Northrop’s design approach also would incorporate a strapdown inertial platform developed by Northrop’s Precision Products Dept. and now in test at the Naval Weapons Center. The sensor developed for possible application in the Chaparral air defense missile system meets the Sidewinder 5-in. envelope objective. The three-gyro, three-accelerometer package with small digital computer resolves sensor outputs into a proper coordinate system. The platform can accept command inputs over a one-way radio link.
The new missile is expected to be entirely digital, using a reprogrammable processor for both midcourse and terminal guidance calculations. These processors are smaller, more flexible and more reliable than analog equivalents previously used in small tactical missiles. They also have important cost implications: equipment can be modified more readily during the missile’s operational lifetime, and changes can be made during engineering development by altering software.

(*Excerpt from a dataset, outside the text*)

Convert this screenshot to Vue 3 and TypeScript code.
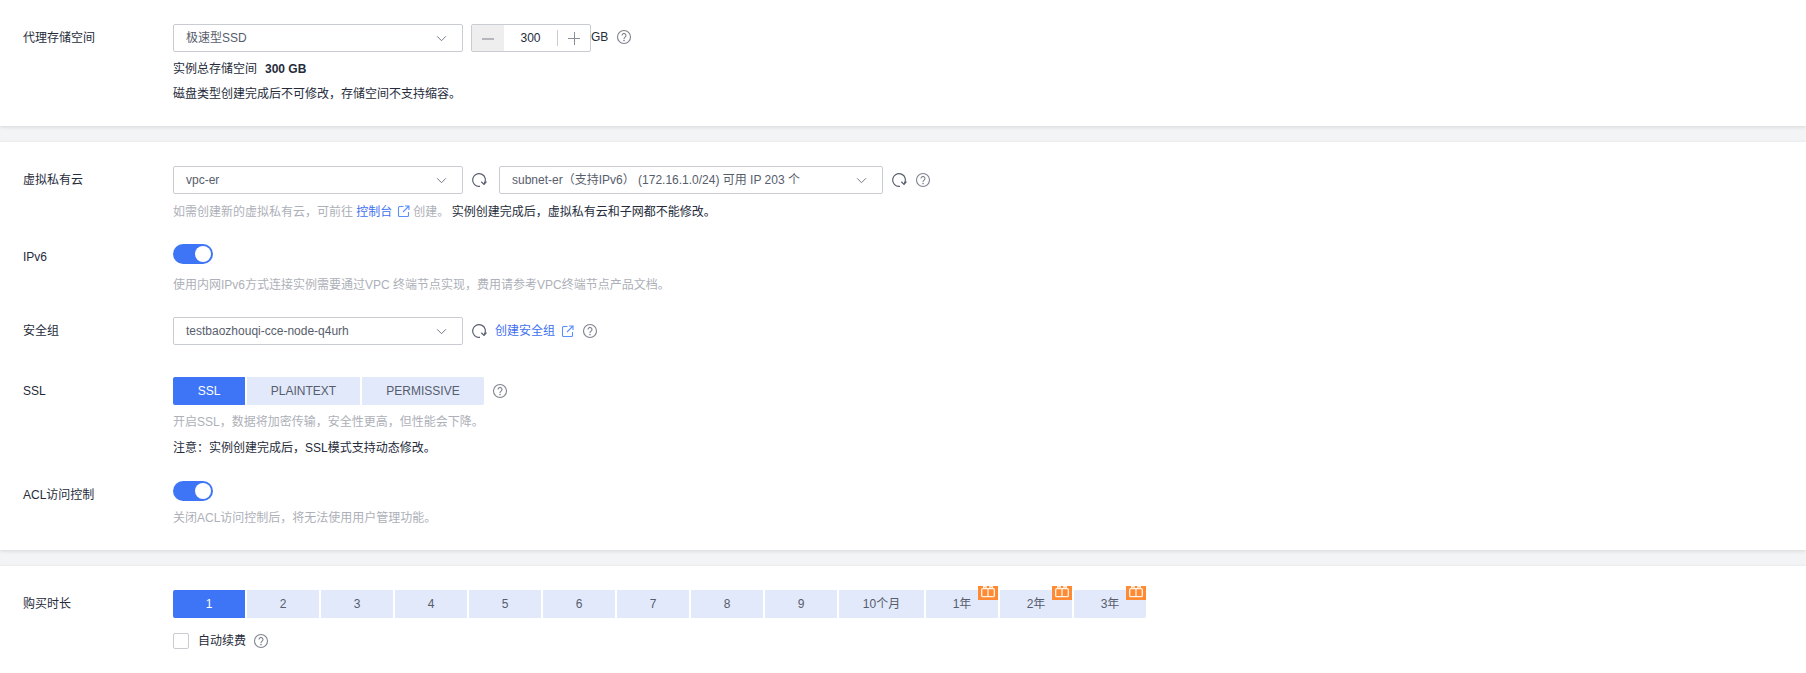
<script setup lang="ts">
interface Term {
  label: string
  gift?: boolean
  wide?: boolean
}

const sslModes = ['SSL', 'PLAINTEXT', 'PERMISSIVE']

const terms: Term[] = [
  ...['1', '2', '3', '4', '5', '6', '7', '8', '9'].map((label) => ({ label })),
  { label: '10个月', wide: true },
  { label: '1年', gift: true },
  { label: '2年', gift: true },
  { label: '3年', gift: true }
]
</script>

<template>
  <div class="page">
    <section class="card card-storage">
      <div class="row">
        <div class="label">代理存储空间</div>
        <div class="body">
          <div class="line">
            <div class="select">
              <span>极速型SSD</span>
              <svg class="chevron" viewBox="0 0 12 8"><path d="M1 1.5 6 6.5 11 1.5" /></svg>
            </div>
            <div class="stepper">
              <span class="step step-off"><i class="dash"></i></span>
              <span class="step-value">300</span>
              <span class="step"><i class="dash"></i><i class="bar"></i></span>
            </div>
            <span class="unit">GB</span>
            <svg class="help help-storage" viewBox="0 0 16 16">
              <circle cx="8" cy="8" r="6.5" />
              <path d="M6 6.4a2 2 0 1 1 3.1 1.7C8.4 8.6 8 9 8 9.9" />
              <circle class="dot" cx="8" cy="11.6" r=".8" />
            </svg>
          </div>
          <p class="note note-total">实例总存储空间<b>300 GB</b></p>
          <p class="note note-disk">磁盘类型创建完成后不可修改，存储空间不支持缩容。</p>
        </div>
      </div>
    </section>

    <section class="card card-network">
      <div class="row">
        <div class="label">虚拟私有云</div>
        <div class="body">
          <div class="line">
            <div class="select">
              <span>vpc-er</span>
              <svg class="chevron" viewBox="0 0 12 8"><path d="M1 1.5 6 6.5 11 1.5" /></svg>
            </div>
            <svg class="refresh" viewBox="0 0 16 16">
              <path d="M9 14.3A6.4 6.4 0 1 1 13 12" />
              <path d="M10.3 9.8 13 12.4 15.4 9.5" />
            </svg>
            <div class="select select-subnet">
              <span>subnet-er（支持IPv6） (172.16.1.0/24) 可用 IP 203 个</span>
              <svg class="chevron" viewBox="0 0 12 8"><path d="M1 1.5 6 6.5 11 1.5" /></svg>
            </div>
            <svg class="refresh" viewBox="0 0 16 16">
              <path d="M9 14.3A6.4 6.4 0 1 1 13 12" />
              <path d="M10.3 9.8 13 12.4 15.4 9.5" />
            </svg>
            <svg class="help help-inline" viewBox="0 0 16 16">
              <circle cx="8" cy="8" r="6.5" />
              <path d="M6 6.4a2 2 0 1 1 3.1 1.7C8.4 8.6 8 9 8 9.9" />
              <circle class="dot" cx="8" cy="11.6" r=".8" />
            </svg>
          </div>
          <p class="tip tip-vpc">
            如需创建新的虚拟私有云，可前往 <a class="link">控制台</a>
            <svg class="external" viewBox="0 0 13 13">
              <path d="M6.5 1.5h-4a1 1 0 0 0-1 1v8a1 1 0 0 0 1 1h8a1 1 0 0 0 1-1V7" />
              <path d="M8 1h4v4M12 1 6 7" />
            </svg>创建。
            <span class="tip-dark">实例创建完成后，虚拟私有云和子网都不能修改。</span>
          </p>
        </div>
      </div>

      <div class="row row-ipv6">
        <div class="label">IPv6</div>
        <div class="body">
          <div class="switch"><i></i></div>
          <p class="tip tip-ipv6">使用内网IPv6方式连接实例需要通过VPC 终端节点实现，费用请参考VPC终端节点产品文档。</p>
        </div>
      </div>

      <div class="row row-security">
        <div class="label">安全组</div>
        <div class="body">
          <div class="line">
            <div class="select">
              <span>testbaozhouqi-cce-node-q4urh</span>
              <svg class="chevron" viewBox="0 0 12 8"><path d="M1 1.5 6 6.5 11 1.5" /></svg>
            </div>
            <svg class="refresh" viewBox="0 0 16 16">
              <path d="M9 14.3A6.4 6.4 0 1 1 13 12" />
              <path d="M10.3 9.8 13 12.4 15.4 9.5" />
            </svg>
            <a class="link link-create">创建安全组</a>
            <svg class="external external-create" viewBox="0 0 13 13">
              <path d="M6.5 1.5h-4a1 1 0 0 0-1 1v8a1 1 0 0 0 1 1h8a1 1 0 0 0 1-1V7" />
              <path d="M8 1h4v4M12 1 6 7" />
            </svg>
            <svg class="help help-inline" viewBox="0 0 16 16">
              <circle cx="8" cy="8" r="6.5" />
              <path d="M6 6.4a2 2 0 1 1 3.1 1.7C8.4 8.6 8 9 8 9.9" />
              <circle class="dot" cx="8" cy="11.6" r=".8" />
            </svg>
          </div>
        </div>
      </div>

      <div class="row row-ssl">
        <div class="label">SSL</div>
        <div class="body">
          <div class="line">
            <div class="tabs">
              <button
                v-for="(mode, i) in sslModes"
                :key="mode"
                class="tab"
                :class="[`tab-${mode.toLowerCase()}`, { active: i === 0 }]"
              >{{ mode }}</button>
            </div>
            <svg class="help help-inline" viewBox="0 0 16 16">
              <circle cx="8" cy="8" r="6.5" />
              <path d="M6 6.4a2 2 0 1 1 3.1 1.7C8.4 8.6 8 9 8 9.9" />
              <circle class="dot" cx="8" cy="11.6" r=".8" />
            </svg>
          </div>
          <p class="tip tip-ssl">开启SSL，数据将加密传输，安全性更高，但性能会下降。</p>
          <p class="tip tip-dark tip-note">注意：实例创建完成后，SSL模式支持动态修改。</p>
        </div>
      </div>

      <div class="row row-acl">
        <div class="label">ACL访问控制</div>
        <div class="body">
          <div class="switch"><i></i></div>
          <p class="tip tip-acl">关闭ACL访问控制后，将无法使用用户管理功能。</p>
        </div>
      </div>
    </section>

    <section class="card card-term">
      <div class="row">
        <div class="label">购买时长</div>
        <div class="body">
          <div class="tabs terms">
            <button
              v-for="(term, i) in terms"
              :key="term.label"
              class="tab term"
              :class="{ active: i === 0, 'term-wide': term.wide }"
            >
              {{ term.label }}
              <span v-if="term.gift" class="gift">
                <svg viewBox="0 0 20 14">
                  <rect x="3.7" y="2.7" width="12.6" height="8" rx="1" />
                  <path d="M10 2.7v8" />
                  <path d="M5.7 2.7V.5h2.400v2.200M11.900 2.700V.5h2.400v2.200" />
                </svg>
              </span>
            </button>
          </div>
          <div class="renew">
            <span class="checkbox"></span>
            <span>自动续费</span>
            <svg class="help help-renew" viewBox="0 0 16 16">
              <circle cx="8" cy="8" r="6.5" />
              <path d="M6 6.4a2 2 0 1 1 3.1 1.7C8.4 8.6 8 9 8 9.9" />
              <circle class="dot" cx="8" cy="11.6" r=".8" />
            </svg>
          </div>
        </div>
      </div>
    </section>
  </div>
</template>

<style>
html,
body {
  margin: 0;
  background: #f3f4f6;
}
</style>

<style scoped>
.page {
  width: 1806px;
  height: 673px;
  overflow: hidden;
  background: #f3f4f6;
  color: #252b3a;
  font: 12px/18px 'Liberation Sans', 'Noto Sans CJK SC', sans-serif;
}

.card {
  box-sizing: border-box;
  padding-top: 24px;
  background: #fff;
  box-shadow: 0 1px 4px rgba(0, 0, 0, 0.12);
}

.card-storage {
  height: 126px;
}

.card-network {
  height: 408px;
  margin-top: 16px;
}

.card-term {
  height: 107px;
  margin-top: 16px;
}

.row {
  display: flex;
}

.label {
  width: 150px;
  padding-left: 23px;
  line-height: 28px;
  flex: none;
}

.body {
  min-width: 0;
}

.line {
  display: flex;
  align-items: center;
  height: 28px;
}

.select {
  box-sizing: border-box;
  width: 290px;
  height: 28px;
  padding: 0 15px 0 12px;
  display: flex;
  align-items: center;
  justify-content: space-between;
  border: 1px solid #c9ccd1;
  border-radius: 2px;
  color: #575d6c;
  white-space: nowrap;
}

.select-subnet {
  width: 384px;
  margin-left: 12px;
}

.chevron {
  width: 11px;
  height: 7px;
  fill: none;
  stroke: #6d7280;
  stroke-width: 1.1;
}

.stepper {
  box-sizing: border-box;
  width: 120px;
  height: 28px;
  margin-left: 8px;
  display: flex;
  align-items: center;
  border: 1px solid #c9ccd1;
  border-radius: 2px;
  overflow: hidden;
}

.step {
  position: relative;
  width: 32px;
  height: 100%;
  flex: none;
}

.step-off {
  background: #eeeeee;
}

.step-value {
  flex: 1;
  height: 16px;
  line-height: 16px;
  text-align: center;
  border-right: 1px solid #c9ccd1;
}

.dash,
.bar {
  position: absolute;
  left: 10px;
  top: 13px;
  width: 12px;
  height: 1px;
  background: #8a8e99;
}

.step-off .dash {
  background: #b4b6bb;
  height: 2px;
}

.bar {
  left: 16px;
  top: 7px;
  width: 1px;
  height: 13px;
}

.unit {
  margin-top: -2px;
}

.help {
  flex: none;
  width: 16px;
  height: 16px;
  fill: none;
  stroke: #7f838e;
  stroke-width: 1.1;
}

.help .dot {
  fill: #7f838e;
  stroke: none;
}

.help-storage {
  margin-left: 8px;
  margin-top: -2px;
}

.help-inline {
  margin-left: 8px;
}

.help-renew {
  margin-left: 7px;
}

.refresh {
  flex: none;
  width: 16px;
  height: 16px;
  margin-left: 8px;
  fill: none;
  stroke: #575d6c;
  stroke-width: 1.2;
}

.note {
  margin: 0;
}

.note b {
  margin-left: 8px;
  font-weight: 700;
}

.note-total {
  margin-top: 8px;
}

.note-disk {
  margin-top: 7px;
}

.tip {
  margin: 9px 0 0;
  color: #adb0b8;
  white-space: nowrap;
}

.tip-dark {
  color: #252b3a;
}

.tip-vpc .tip-dark {
  margin-left: -1px;
}

.tip-ssl,
.tip-note {
  margin-top: 8px;
}

.tip-ipv6 {
  margin-top: 12px;
}

.tip-acl {
  margin-top: 8px;
}

.link {
  color: #3e6ff0;
}

.link-create {
  margin-left: 8px;
}

.external {
  width: 13px;
  height: 13px;
  margin: 0 3px 0 5px;
  vertical-align: -2px;
  fill: none;
  stroke: #5b8ff9;
  stroke-width: 1.1;
}

.external-create {
  flex: none;
  margin: 0 0 0 6px;
}

.switch {
  position: relative;
  width: 40px;
  height: 20px;
  border-radius: 10px;
  background: #3e75f6;
}

.switch i {
  position: absolute;
  top: 2px;
  right: 2px;
  width: 16px;
  height: 16px;
  border-radius: 50%;
  background: #fff;
}

.row-ipv6 {
  margin-top: 23px;
}

.row-ipv6 .label {
  line-height: 26px;
}

.row-security {
  margin-top: 23px;
}

.row-ssl {
  margin-top: 32px;
}

.row-acl {
  margin-top: 24px;
}

.tabs {
  display: flex;
  gap: 2px;
}

.tab {
  box-sizing: border-box;
  height: 28px;
  padding: 0;
  border: 0;
  background: #e2e9fb;
  color: #575d6c;
  font: inherit;
  position: relative;
}

.tab.active {
  background: #3e75f6;
  color: #fff;
}

.tabs .tab:first-child {
  border-radius: 2px 0 0 2px;
}

.tabs .tab:last-child {
  border-radius: 0 2px 2px 0;
}

.tab-ssl {
  width: 72px;
}

.tab-plaintext {
  width: 113px;
}

.tab-permissive {
  width: 122px;
}

.term {
  width: 72px;
}

.term-wide {
  width: 85px;
}

.gift {
  position: absolute;
  top: -4px;
  right: 0;
  width: 20px;
  height: 14px;
  display: block;
  background: #ff8a33;
}

.gift svg {
  display: block;
  width: 20px;
  height: 14px;
  fill: none;
  stroke: #fff3e6;
  stroke-width: 1.3;
}

.renew {
  display: flex;
  align-items: center;
  margin-top: 15px;
  height: 16px;
}

.checkbox {
  box-sizing: border-box;
  width: 16px;
  height: 16px;
  margin-right: 9px;
  border: 1px solid #c9ccd1;
  border-radius: 2px;
}
</style>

A digital guidance seeker offers an additional bonus in its ability to implement increasingly sophisticated guidance laws. With range, range-rate, angle and angle-rate data available, the seeker’s computer could obtain target acceleration data from the derivatives of the rate information, provided the signals are clean.Since the missile computer knows its own acceleration, based on the platform’s information, it could determine exactly what the target is doing.

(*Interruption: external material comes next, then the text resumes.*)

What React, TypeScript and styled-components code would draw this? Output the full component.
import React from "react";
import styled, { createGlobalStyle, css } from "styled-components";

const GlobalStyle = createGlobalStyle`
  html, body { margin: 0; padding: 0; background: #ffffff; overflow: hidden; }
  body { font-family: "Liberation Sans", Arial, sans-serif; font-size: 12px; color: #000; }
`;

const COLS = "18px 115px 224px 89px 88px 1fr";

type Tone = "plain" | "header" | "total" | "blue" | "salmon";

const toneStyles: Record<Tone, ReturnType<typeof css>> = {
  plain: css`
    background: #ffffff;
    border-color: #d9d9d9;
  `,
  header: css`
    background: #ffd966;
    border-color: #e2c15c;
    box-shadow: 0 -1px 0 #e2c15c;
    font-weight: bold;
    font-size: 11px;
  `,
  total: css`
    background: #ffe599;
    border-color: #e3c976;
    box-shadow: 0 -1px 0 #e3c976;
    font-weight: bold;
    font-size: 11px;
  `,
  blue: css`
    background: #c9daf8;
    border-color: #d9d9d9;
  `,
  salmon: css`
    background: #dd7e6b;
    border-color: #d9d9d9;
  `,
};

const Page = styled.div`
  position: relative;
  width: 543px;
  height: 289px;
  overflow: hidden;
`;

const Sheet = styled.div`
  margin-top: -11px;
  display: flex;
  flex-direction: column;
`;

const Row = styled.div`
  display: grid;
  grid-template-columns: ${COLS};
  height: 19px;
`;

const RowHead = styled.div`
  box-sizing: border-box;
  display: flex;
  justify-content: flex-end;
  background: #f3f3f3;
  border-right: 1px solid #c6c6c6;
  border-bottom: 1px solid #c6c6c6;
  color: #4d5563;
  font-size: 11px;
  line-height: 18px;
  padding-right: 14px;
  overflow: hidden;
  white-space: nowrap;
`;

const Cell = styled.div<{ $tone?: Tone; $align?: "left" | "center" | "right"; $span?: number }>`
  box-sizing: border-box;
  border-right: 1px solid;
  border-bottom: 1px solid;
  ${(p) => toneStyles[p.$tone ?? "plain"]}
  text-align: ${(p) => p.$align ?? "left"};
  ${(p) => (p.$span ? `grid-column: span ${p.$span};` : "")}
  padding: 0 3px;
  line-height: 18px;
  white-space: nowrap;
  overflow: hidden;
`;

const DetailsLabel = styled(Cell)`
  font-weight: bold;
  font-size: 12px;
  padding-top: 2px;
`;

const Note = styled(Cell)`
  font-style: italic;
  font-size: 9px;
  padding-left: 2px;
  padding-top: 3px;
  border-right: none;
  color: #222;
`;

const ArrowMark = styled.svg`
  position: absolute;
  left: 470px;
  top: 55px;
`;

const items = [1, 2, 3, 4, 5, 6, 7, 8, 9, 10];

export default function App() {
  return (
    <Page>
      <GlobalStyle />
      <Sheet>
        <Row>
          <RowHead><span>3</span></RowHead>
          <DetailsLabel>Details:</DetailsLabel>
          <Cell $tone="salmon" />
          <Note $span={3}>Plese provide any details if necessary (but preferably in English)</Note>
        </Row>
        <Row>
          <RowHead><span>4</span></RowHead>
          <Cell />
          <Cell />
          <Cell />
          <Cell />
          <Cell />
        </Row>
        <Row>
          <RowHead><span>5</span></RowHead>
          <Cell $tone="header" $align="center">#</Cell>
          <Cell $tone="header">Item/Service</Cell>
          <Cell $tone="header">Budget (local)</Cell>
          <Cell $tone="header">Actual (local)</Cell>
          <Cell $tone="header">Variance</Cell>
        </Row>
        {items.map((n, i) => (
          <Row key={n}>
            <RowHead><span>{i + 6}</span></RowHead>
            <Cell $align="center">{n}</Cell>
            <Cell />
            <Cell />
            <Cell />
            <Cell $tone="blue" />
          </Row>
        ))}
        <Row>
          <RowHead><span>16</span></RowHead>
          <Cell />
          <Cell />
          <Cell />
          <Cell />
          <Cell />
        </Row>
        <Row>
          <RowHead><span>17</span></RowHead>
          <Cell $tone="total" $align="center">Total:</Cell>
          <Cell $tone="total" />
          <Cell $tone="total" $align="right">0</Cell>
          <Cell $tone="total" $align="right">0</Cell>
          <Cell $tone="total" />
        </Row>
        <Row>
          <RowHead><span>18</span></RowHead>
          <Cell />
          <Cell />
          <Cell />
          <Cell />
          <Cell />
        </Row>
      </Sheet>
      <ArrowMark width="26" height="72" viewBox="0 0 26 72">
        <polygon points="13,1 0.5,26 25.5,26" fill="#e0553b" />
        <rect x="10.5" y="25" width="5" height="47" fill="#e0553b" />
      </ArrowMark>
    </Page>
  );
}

During current studies, the five contractors have to perform tradeoff studies and prepare cost and performance estimates. They must conduct guidance hardware experiments and deliver seekers to Holloman AFB, N. M., by May for testing. The contractors are now working to a draft joint services operational requirement prepared after the studies got under way originally as a lightweight radar missile with backing from the Defense Advanced Research Projects Agency.